Ellen Gray Philadelphia Daily News

Television executives like to talk about “colorblind casting,” a process that more often than not produces series pilots that are blindingly white.

Occasionally, that’s followed, an episode or two later, by the addition of a minority actor or two, after the show’s safely sold.

So how did ABC’s “Lost” (Wednesdays at 8 p.m.) – whose plane-crash scenario didn’t make it conducive to parachuting in actors later on – manage to create one of TV’s most diverse casts right from the beginning?

“I don’t think it was colorblind … I think it was color-conscious” casting, suggests actor Harold Perrineau (“Oz”), who plays Michael, a father getting to know his son (Malcolm David Kelley) for the first time.

Besides the African American father and son, the show’s core cast includes an Arab character (played by Naveen Andrews, a British actor of Indian descent) and a Korean couple, all stranded together on an island after a flight from Australia crashes.

Plus, there’s actor Jorge Garcia, whose character, Hurley, may not be Latino but certainly adds some diversity of his own as one of the larger characters on television.
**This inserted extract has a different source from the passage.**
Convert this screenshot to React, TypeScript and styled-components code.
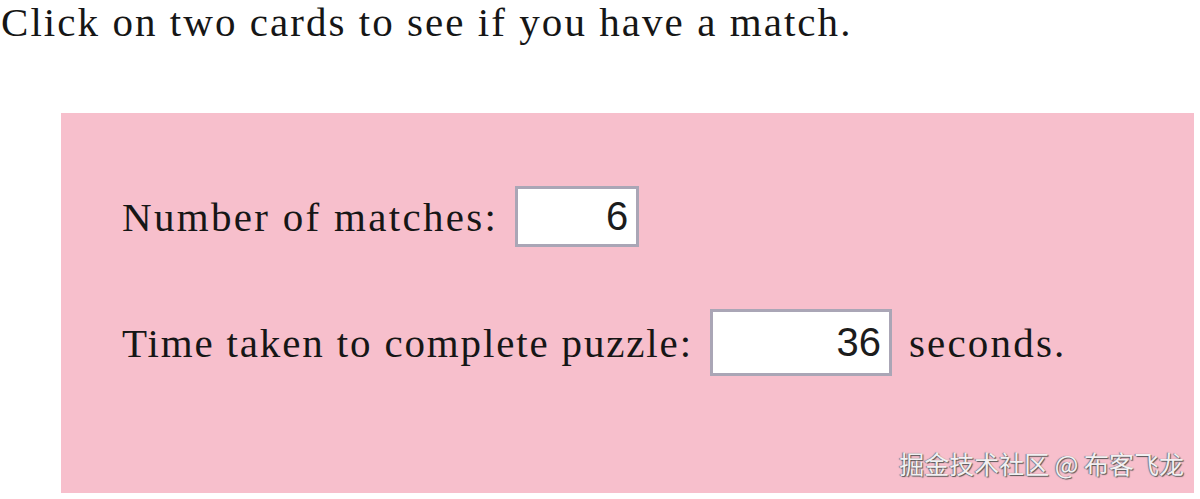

“Hey, that’s what the world looks like. It doesn’t look like ‘The O.C,’ ” said Perrineau. “From my point of view, the world looks like the island.”

“What’s cool about that, actually, is that on an international flight, you have people from all different countries, so it doesn’t feel forced at all,” agreed Daniel Dae Kim (“24,” “Angel”), a Korean-born, American-reared actor whose “Lost” character, Jin, speaks no English whatsoever.

Kim owes his job in part to Yunjin Kim, the Korean-born actress who plays his wife, whose audition for another role in the show “blew us away,” according to executive producer Damon Lindelof.

“We realized that she spoke fluent Korean and decided that we should have a Korean character on the island,” Lindelof said. “And maybe it was a husband and wife.”

Lindelof’s fellow executive producer, J.J. Abrams, added that “one of the things we were talking about before then was we knew we wanted to have a couple that didn’t speak English.”

Daniel Dae Kim said it’s “an opportunity because I haven’t had a chance to speak any Korean in any of the projects I’ve done. And I’ve really made it a point to try and take roles that are as assimilated as possible, so this is a real great chance to explore a whole different side of my career.”